If you squint a little, you start to see the outlines of something familiar to anyone who works with data systems.

A collection of physical objects that could be represented as structured records.

The Engineer’s Curse

In theory, selling rocks is simple.

  • Step one: collect rocks.
  • Step two: put them in a pile.
  • Step three: wait for someone to stop their car and decide they want landscaping material.

But once you start thinking about it from an engineering perspective, the questions multiply.

Should each rock have an identifier?

Should there be photographs?

Should the system track weight or dimensions?
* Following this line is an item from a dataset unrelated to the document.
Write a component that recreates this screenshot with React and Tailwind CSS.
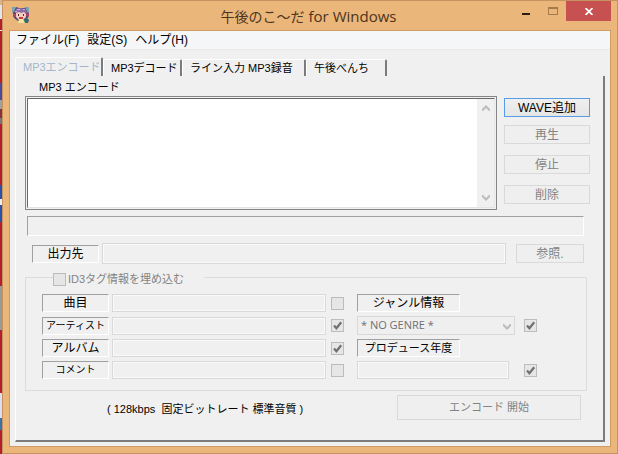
import React, { useState } from 'react';
import clsx from 'clsx';

const menus = ['ファイル(F)', '設定(S)', 'ヘルプ(H)'];

const tabs = [
  { id: 'encode', label: 'MP3エンコード', width: 'w-[88px]' },
  { id: 'decode', label: 'MP3デコード', width: 'w-[79px]' },
  { id: 'line', label: 'ライン入力 MP3録音', width: 'w-[124px]' },
  { id: 'bench', label: '午後べんち', width: 'w-[81px]' },
];

const AppIcon = () => (
  <svg width="18" height="18" viewBox="0 0 18 18" aria-hidden="true">
    <path d="M1 2l3-1 3 1h5l3-1 2 2v7l-2 3-4 2H6l-4-3-1-4z" fill="#5a4c72" />
    <path d="M0 1h4L2 6 0 7zM17 1h-4l2 5 2 1z" fill="#7fa3ad" />
    <path d="M4 3l4-1 5 1 2 4H3z" fill="#8f6cab" />
    <path d="M5 3h3v1H5zM11 3h2v1h-2zM3 5h2v1H3z" fill="#cbb0de" />
    <path d="M4 7l3-1 2 1 3-1 2 2v3l-3 3H7l-3-3z" fill="#f3cdbd" />
    <path d="M6 8h1v2H6zM11 8h1v2h-1z" fill="#5b2741" />
    <path d="M7 11h4v2H7z" fill="#c93a46" />
    <path d="M1 8h3v3H1zM14 7h3v3h-3z" fill="#a8456f" />
    <path d="M7 13l4 0 2 4H6z" fill="#f4e3a0" />
    <path d="M12 14l3-2 2 2-1 3h-3z" fill="#2f6f74" />
  </svg>
);

const Chevron = ({ up, className }) => (
  <svg width="8" height="7" viewBox="0 0 8 7" className={className} aria-hidden="true">
    <path
      d={up ? 'M0 4l4-4 4 4v2H7L4 3 1 6H0z' : 'M0 3l4 4 4-4V1H7L4 4 1 1H0z'}
      fill="#bcbcbc"
    />
  </svg>
);

const CheckBox = ({ label, id, checked = false }) => (
  <span className="relative block size-[13px]">
    <input
      id={id}
      type="checkbox"
      aria-label={label}
      defaultChecked={checked}
      disabled
      className="block size-[13px] appearance-none border border-[#bcbcbc] bg-[#e6e6e6]"
    />
    {checked && (
      <svg className="pointer-events-none absolute inset-0" width="13" height="13" viewBox="0 0 13 13" aria-hidden="true">
        <path d="M3 6.5l2.4 2.7L10.2 3.2" fill="none" stroke="#707070" strokeWidth="2.2" />
      </svg>
    )}
  </span>
);

const SunkenLabel = ({ htmlFor, className, children }) => (
  <label
    htmlFor={htmlFor}
    className={clsx(
      'flex h-[18px] items-center justify-center whitespace-nowrap border border-t-[#a0a0a0] border-r-white border-b-white border-l-[#a0a0a0]',
      className
    )}
  >
    {children}
  </label>
);

const Field = ({ id, className }) => (
  <input
    id={id}
    type="text"
    disabled
    className={clsx('min-w-0 border border-[#d9d9d9] bg-[#f0f0f0] px-1 shadow-[inset_0_0_0_1px_#fafafa]', className)}
  />
);

const PushButton = ({ primary, className, children }) => (
  <button
    type="button"
    disabled={!primary}
    className={clsx(
      'flex items-center justify-center border',
      primary
        ? 'border-[#569de5] bg-linear-to-b from-[#f0f0f0] to-[#e5e5e5] text-black'
        : 'border-[#d9d9d9] bg-[#efefef] text-[#838383]',
      className
    )}
  >
    {children}
  </button>
);

const TitleBar = () => (
  <header className="flex h-[29px] items-start justify-between">
    <div className="flex h-7 w-24 items-center pl-[3px]">
      <AppIcon />
    </div>
    <h1 className="whitespace-nowrap leading-[30px] text-[#4a3420]">
      <span className="mr-1 text-[14px]">午後のこ～だ</span>
      <span className="font-['Open_Sans',sans-serif] text-[15px]">for Windows</span>
    </h1>
    <div className="flex h-5">
      <button type="button" aria-label="最小化" className="flex w-[28px] items-center justify-center pt-[6px]">
        <span className="h-[2px] w-2 bg-[#2b1d10]" />
      </button>
      <button type="button" aria-label="最大化" disabled className="flex w-[26px] items-center justify-center">
        <span className="h-2 w-[10px] border border-t-2 border-[#a47b4c]" />
      </button>
      <button type="button" aria-label="閉じる" className="flex w-[45px] items-center justify-center bg-[#c75050]">
        <svg width="8" height="7" viewBox="0 0 8 7" aria-hidden="true">
          <path d="M0.5 0l7 7M7.5 0l-7 7" stroke="#fff" strokeWidth="1.7" />
        </svg>
      </button>
    </div>
  </header>
);

const MenuBar = () => (
  <nav className="flex h-[19px] items-center gap-2 border-b border-[#e9e9e9] bg-[#f5f6f7] pl-[6px]">
    {menus.map(menu => (
      <button key={menu} type="button">{menu}</button>
    ))}
  </nav>
);

const TabStrip = ({ active, onSelect }) => (
  <div role="tablist" className="flex h-[19px] items-end">
    {tabs.map(tab => (
      <button
        key={tab.id}
        type="button"
        role="tab"
        aria-selected={active === tab.id}
        onClick={() => onSelect(tab.id)}
        className={clsx(
          'flex items-center rounded-t-xs border-t border-r-2 border-l border-t-white border-r-[#7c7c7c] border-l-white pl-[7px] text-[11px] whitespace-nowrap',
          tab.width,
          active === tab.id ? 'h-[19px] text-[#a5b5cb]' : 'h-[17px]'
        )}
      >
        {tab.label}
      </button>
    ))}
  </div>
);

const EncodePanel = () => (
  <>
    <div className="flex gap-[7px] pr-[13px] pl-[9px]">
      <div className="flex min-w-0 flex-1 flex-col">
        <h2 className="h-5 pl-[14px] text-[11px] leading-[22px]">MP3 エンコード</h2>
        <div className="h-[114px] border border-[#868686] p-px">
          <div className="flex h-full border border-t-[#696969] border-r-[#e8e8e8] border-b-[#e3e3e3] border-l-[#696969] bg-white">
            <select multiple aria-label="MP3 エンコード" className="min-w-0 flex-1 appearance-none bg-white" />
            <div className="flex w-[17px] flex-col items-center justify-between bg-[#f0f0f0] py-[6px]">
              <Chevron up />
              <Chevron />
            </div>
          </div>
        </div>
      </div>
      <div className="w-[86px] pt-[22px]">
        <PushButton primary className="h-[19px] w-full">WAVE追加</PushButton>
        <div className="mt-2 flex flex-col gap-[11px]">
          <PushButton className="h-[19px]">再生</PushButton>
          <PushButton className="h-[19px]">停止</PushButton>
          <PushButton className="h-[19px]">削除</PushButton>
        </div>
      </div>
    </div>

    <div className="mt-[6px] mr-[19px] ml-[11px] h-5 border border-t-[#a0a0a0] border-r-white border-b-white border-l-[#a0a0a0]" />

    <div className="mt-[7px] mr-[19px] ml-4 flex items-center">
      <SunkenLabel htmlFor="output" className="w-[67px]">出力先</SunkenLabel>
      <Field id="output" className="ml-[3px] h-[21px] flex-1" />
      <PushButton className="ml-[10px] h-[19px] w-[68px]">参照.</PushButton>
    </div>

    <fieldset className="mt-[3px] mr-4 ml-[9px] border border-[#dcdcdc] pr-[49px] pb-[11px] pl-4">
      <legend className="ml-[11px] flex h-5 items-center gap-[2px] pt-1 pr-5 text-[11px] text-[#838383]">
        <CheckBox id="id3" />
        <label htmlFor="id3">ID3タグ情報を埋め込む</label>
      </legend>
      <div className="mt-[7px] grid grid-cols-[67px_minmax(0,1fr)_13px_171px_22px] items-center gap-y-1">
        <SunkenLabel htmlFor="title">曲目</SunkenLabel>
        <Field id="title" className="mr-[5px] ml-[3px] h-[18px]" />
        <CheckBox label="曲目" />
        <div className="col-span-2 pl-[13px]">
          <SunkenLabel htmlFor="genre" className="w-[103px]">ジャンル情報</SunkenLabel>
        </div>

        <SunkenLabel htmlFor="artist" className="text-[10px]">アーティスト</SunkenLabel>
        <Field id="artist" className="mr-[5px] ml-[3px] h-[18px]" />
        <CheckBox label="アーティスト" checked />
        <div className="relative pl-[13px]">
          <select
            id="genre"
            disabled
            className="block h-[19px] w-full appearance-none border border-[#d9d9d9] bg-[#efefef] px-[3px] font-['Open_Sans',sans-serif] text-[11px] text-[#707070] opacity-100"
          >
            <option>* NO GENRE *</option>
          </select>
          <Chevron className="pointer-events-none absolute top-[7px] right-1" />
        </div>
        <div className="pl-[9px]">
          <CheckBox label="ジャンル情報" checked />
        </div>

        <SunkenLabel htmlFor="album">アルバム</SunkenLabel>
        <Field id="album" className="mr-[5px] ml-[3px] h-[18px]" />
        <CheckBox label="アルバム" checked />
        <div className="col-span-2 pl-[13px]">
          <SunkenLabel htmlFor="year" className="w-[103px] text-[11px]">プロデュース年度</SunkenLabel>
        </div>

        <SunkenLabel htmlFor="comment" className="text-[10px]">コメント</SunkenLabel>
        <Field id="comment" className="mr-[5px] ml-[3px] h-[18px]" />
        <CheckBox label="コメント" />
        <div className="flex pr-[6px] pl-[13px]">
          <Field id="year" className="h-[18px] flex-1" />
        </div>
        <div className="pl-[9px]">
          <CheckBox label="プロデュース年度" checked />
        </div>
      </div>
    </fieldset>

    <div className="mt-1 mr-[22px] ml-[91px] flex items-center justify-between">
      <p className="whitespace-pre pt-1 text-[11px]">( 128kbps  固定ビットレート 標準音質 )</p>
      <PushButton className="h-[25px] w-[184px] text-[11px]">エンコード 開始</PushButton>
    </div>
  </>
);

const App = () => {
  const [active, setActive] = useState('encode');

  return (
    <div className="flex min-h-screen bg-[#b3202c] font-['Liberation_Sans','Noto_Sans_CJK_JP',sans-serif] text-xs text-black">
      {/* desktop showing at the window's left edge */}
      <div className="w-[2px] bg-[linear-gradient(#d8b48c_0_5px,#e4e4ea_5px_19px,#b3202c_19px_30px,#eee_30px_31px,#b3202c_31px_83px,#4a4a9c_83px_100px,#a0a0a0_100px_109px,#8a3038_109px_118px,#777_118px_124px,#b3202c_124px_185px,#2a50a8_185px_199px,#eee_199px_205px,#2a50a8_205px_222px,#b3202c_222px_286px,#999_286px_330px,#b3202c_330px_393px,#dde_393px_418px,#3a70a8_418px_430px,#b3202c_430px)]" />
      <div className="flex min-w-0 flex-1 flex-col border border-[#c4935f] bg-[#ebb67a] px-[6px] pb-[6px]">
        <TitleBar />
        <main className="flex flex-1 flex-col border border-[#cd9b63] bg-[#f0f0f0]">
          <MenuBar />
          <div className="flex flex-1 flex-col px-[5px] pt-[7px] pb-1">
            <TabStrip active={active} onSelect={setActive} />
            <div className="flex-1 border-r-2 border-b-2 border-l border-r-[#7c7c7c] border-b-[#7c7c7c] border-l-white">
              <EncodePanel />
            </div>
          </div>
        </main>
      </div>
    </div>
  );
};

export default App;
What about classification?

It’s probably useful to distinguish between Pebble Class rocks and Wheelbarrow Class rocks.

And what about the really large ones — the ones that are clearly in the Engine Block Class, which itself appears to span everything from motorcycle engine scale to something closer to a semi-truck.

Once you start thinking about these questions, the simple rock pile begins to look like something else entirely.

A catalog.

A dataset.

A system waiting to happen.

From Rocks to Records

What if every rock had a record?

Something simple at first.

An identifier. A few attributes. Maybe a photo.

Conceptually, it might look like this:

rock_id
weight
dimensions
color
rock_type
location_found
status

Each rock in the yard becomes a digital object — a structured record representing something in the physical world.

In other words, each rock now has a digital twin.

That might sound slightly ridiculous in the context of landscaping stones, but the idea is surprisingly powerful.

Across many industries, organizations are trying to solve exactly this problem: how to connect messy physical reality with structured digital systems.

Manufacturers track machine parts.

Museums catalog artifacts.

Farmers track crops.

Logistics companies track inventory moving through warehouses.

In each case, the challenge is similar.

A physical object exists somewhere in the world.

We want to represent it in a way that software systems can understand.

The Backyard Quarry

At this point the rock pile had acquired a new name.

The Backyard Quarry.

Partly as a joke, and partly because it captured the spirit of the project. What started as a casual observation had turned into a small experiment in data modeling, object cataloging, and system design.

The dataset might be small.

The objects might be rocks.

But the underlying questions are surprisingly rich.

How do you represent physical objects in software?

How do you capture information about them?

How do you search and organize the resulting data?

And how do these systems scale when the number of objects grows from a few dozen to thousands — or millions?

What Comes Next

Over the next few posts in this series, I’m going to explore those questions by building a small system around the Backyard Quarry.

We’ll look at things like:

  • designing a schema for physical objects
  • capturing images and measurements
  • generating 3D models using photogrammetry
  • building ingestion pipelines
  • indexing and searching the dataset

All starting from a simple collection of rocks.

The world has no shortage of complicated engineering problems.

Sometimes the best place to explore them is somewhere simpler.

Like a pile of rocks in the backyard.

And if you happen to need a carefully documented specimen from the Backyard Quarry, inventory is currently available.

Shipping, however, may exceed the value of the rock itself.